▸ **TASK DIRECTIONS**
Every line holding the string "index" should be gathered.

▸ **DATA EXCERPT**
□ □ □ □ □ □ □
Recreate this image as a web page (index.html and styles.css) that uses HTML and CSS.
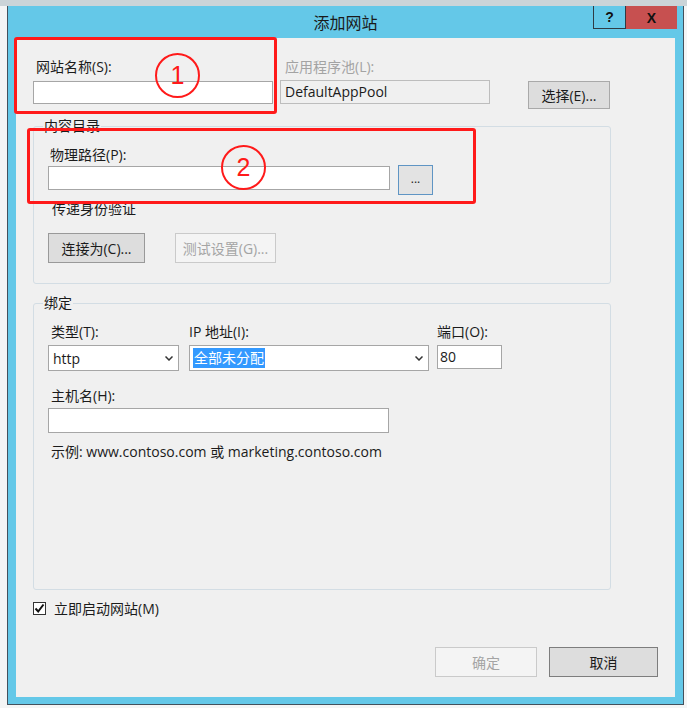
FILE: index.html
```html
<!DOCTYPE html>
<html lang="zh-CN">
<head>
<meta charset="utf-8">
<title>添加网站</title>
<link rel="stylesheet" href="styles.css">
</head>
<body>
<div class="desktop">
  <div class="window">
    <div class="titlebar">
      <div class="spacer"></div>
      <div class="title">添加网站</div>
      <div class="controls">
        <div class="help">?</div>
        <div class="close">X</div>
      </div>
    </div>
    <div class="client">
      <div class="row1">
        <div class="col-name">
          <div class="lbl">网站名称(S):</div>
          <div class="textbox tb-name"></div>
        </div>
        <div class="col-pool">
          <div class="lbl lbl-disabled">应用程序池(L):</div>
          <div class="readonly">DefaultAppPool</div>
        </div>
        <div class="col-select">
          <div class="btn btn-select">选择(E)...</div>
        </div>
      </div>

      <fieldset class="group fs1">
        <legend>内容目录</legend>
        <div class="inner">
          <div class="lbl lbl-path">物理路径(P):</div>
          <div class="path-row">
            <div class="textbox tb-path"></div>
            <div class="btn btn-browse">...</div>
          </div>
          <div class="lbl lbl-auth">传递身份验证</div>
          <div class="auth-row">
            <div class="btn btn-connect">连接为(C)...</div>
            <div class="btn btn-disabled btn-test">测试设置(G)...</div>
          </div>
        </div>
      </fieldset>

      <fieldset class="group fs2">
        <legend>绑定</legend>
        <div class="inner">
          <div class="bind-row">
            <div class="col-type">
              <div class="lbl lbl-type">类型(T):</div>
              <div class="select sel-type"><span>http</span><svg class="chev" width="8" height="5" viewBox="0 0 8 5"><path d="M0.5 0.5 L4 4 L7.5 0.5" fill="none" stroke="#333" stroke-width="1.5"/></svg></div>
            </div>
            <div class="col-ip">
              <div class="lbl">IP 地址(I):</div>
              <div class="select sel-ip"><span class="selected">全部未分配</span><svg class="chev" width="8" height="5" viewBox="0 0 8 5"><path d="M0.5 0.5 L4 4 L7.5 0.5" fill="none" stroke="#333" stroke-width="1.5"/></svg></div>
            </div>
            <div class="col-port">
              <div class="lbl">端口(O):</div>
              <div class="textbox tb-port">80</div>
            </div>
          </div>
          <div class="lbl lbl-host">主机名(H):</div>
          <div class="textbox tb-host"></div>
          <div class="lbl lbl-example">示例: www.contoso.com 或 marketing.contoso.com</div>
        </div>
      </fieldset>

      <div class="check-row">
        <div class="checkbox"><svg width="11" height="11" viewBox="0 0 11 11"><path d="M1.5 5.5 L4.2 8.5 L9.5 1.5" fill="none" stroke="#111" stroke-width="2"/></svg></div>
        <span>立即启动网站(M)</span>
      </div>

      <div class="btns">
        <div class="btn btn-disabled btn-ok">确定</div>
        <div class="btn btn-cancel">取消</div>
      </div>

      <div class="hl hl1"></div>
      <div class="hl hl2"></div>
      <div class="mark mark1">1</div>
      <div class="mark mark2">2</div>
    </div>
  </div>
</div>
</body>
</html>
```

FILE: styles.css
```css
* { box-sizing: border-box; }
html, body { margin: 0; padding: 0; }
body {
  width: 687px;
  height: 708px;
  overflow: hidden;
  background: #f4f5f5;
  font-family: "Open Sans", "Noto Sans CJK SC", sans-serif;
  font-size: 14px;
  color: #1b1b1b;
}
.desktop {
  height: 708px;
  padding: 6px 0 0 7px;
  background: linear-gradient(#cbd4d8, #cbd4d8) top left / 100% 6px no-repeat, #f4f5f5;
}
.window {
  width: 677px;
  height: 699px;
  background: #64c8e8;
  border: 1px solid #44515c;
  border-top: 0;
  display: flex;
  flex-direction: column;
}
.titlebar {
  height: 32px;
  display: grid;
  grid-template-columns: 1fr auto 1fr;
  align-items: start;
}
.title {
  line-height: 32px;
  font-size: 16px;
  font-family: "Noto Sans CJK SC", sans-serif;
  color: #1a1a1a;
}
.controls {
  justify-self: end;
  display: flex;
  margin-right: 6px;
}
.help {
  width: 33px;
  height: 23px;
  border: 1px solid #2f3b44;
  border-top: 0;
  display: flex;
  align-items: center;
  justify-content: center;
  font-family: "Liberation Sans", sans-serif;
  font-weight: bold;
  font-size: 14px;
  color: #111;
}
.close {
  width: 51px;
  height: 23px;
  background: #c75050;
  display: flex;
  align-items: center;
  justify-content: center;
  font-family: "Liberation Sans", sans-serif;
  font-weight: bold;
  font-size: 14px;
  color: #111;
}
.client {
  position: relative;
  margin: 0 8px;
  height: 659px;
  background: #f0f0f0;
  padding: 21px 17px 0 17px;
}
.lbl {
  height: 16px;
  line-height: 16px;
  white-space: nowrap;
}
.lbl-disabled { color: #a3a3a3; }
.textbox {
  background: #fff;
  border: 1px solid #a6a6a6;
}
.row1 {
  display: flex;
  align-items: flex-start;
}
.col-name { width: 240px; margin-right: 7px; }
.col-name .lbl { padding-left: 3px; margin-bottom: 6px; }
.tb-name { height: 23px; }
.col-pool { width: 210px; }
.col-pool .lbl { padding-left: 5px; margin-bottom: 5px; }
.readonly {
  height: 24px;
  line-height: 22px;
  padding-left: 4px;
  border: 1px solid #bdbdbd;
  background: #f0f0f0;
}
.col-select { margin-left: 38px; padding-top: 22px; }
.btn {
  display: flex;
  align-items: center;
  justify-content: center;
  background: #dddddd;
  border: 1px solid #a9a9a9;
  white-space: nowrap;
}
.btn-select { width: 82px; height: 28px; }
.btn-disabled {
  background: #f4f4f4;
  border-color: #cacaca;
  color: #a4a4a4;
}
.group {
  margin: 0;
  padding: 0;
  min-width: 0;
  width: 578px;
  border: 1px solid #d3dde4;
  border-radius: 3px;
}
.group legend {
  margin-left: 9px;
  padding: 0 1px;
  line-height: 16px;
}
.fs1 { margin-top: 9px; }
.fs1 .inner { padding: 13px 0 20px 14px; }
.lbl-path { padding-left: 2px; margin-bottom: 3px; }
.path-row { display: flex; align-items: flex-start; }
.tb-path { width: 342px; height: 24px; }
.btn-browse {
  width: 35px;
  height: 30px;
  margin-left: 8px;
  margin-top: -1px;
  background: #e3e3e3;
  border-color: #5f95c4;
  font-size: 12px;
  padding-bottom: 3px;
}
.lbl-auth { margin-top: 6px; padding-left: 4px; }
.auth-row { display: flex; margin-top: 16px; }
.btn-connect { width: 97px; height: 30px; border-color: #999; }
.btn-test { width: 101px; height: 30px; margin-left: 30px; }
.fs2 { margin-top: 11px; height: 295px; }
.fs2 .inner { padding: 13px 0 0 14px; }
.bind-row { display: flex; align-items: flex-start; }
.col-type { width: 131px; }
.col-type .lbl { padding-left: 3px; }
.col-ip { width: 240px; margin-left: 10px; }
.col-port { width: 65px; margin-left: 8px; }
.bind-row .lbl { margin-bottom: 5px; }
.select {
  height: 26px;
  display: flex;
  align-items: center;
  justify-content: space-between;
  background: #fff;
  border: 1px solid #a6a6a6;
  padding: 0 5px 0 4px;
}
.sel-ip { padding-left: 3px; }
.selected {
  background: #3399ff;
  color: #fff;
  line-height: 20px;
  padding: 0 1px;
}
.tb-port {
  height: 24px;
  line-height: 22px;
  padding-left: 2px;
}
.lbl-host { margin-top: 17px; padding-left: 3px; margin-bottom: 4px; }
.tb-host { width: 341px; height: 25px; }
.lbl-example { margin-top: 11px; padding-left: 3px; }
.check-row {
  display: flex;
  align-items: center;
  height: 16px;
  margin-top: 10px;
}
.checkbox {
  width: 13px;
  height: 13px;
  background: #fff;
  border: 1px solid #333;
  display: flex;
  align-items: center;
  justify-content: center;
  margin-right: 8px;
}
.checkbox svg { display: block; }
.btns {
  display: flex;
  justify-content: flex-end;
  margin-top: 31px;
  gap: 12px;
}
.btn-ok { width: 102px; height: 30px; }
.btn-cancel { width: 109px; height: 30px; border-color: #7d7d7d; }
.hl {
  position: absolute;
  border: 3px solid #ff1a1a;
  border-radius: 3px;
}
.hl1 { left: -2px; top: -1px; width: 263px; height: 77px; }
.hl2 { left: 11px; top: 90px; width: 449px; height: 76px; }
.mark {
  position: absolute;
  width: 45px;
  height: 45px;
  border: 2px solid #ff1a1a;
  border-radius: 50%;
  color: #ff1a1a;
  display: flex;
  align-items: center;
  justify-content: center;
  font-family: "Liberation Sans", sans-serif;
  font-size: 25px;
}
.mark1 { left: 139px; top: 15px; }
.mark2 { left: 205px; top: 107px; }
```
□ □ □ □ □ □ □
▸ **WRITTEN SOLUTION**
Recreate this image as a web page (index.html and styles.css) that uses HTML and CSS.
FILE: index.html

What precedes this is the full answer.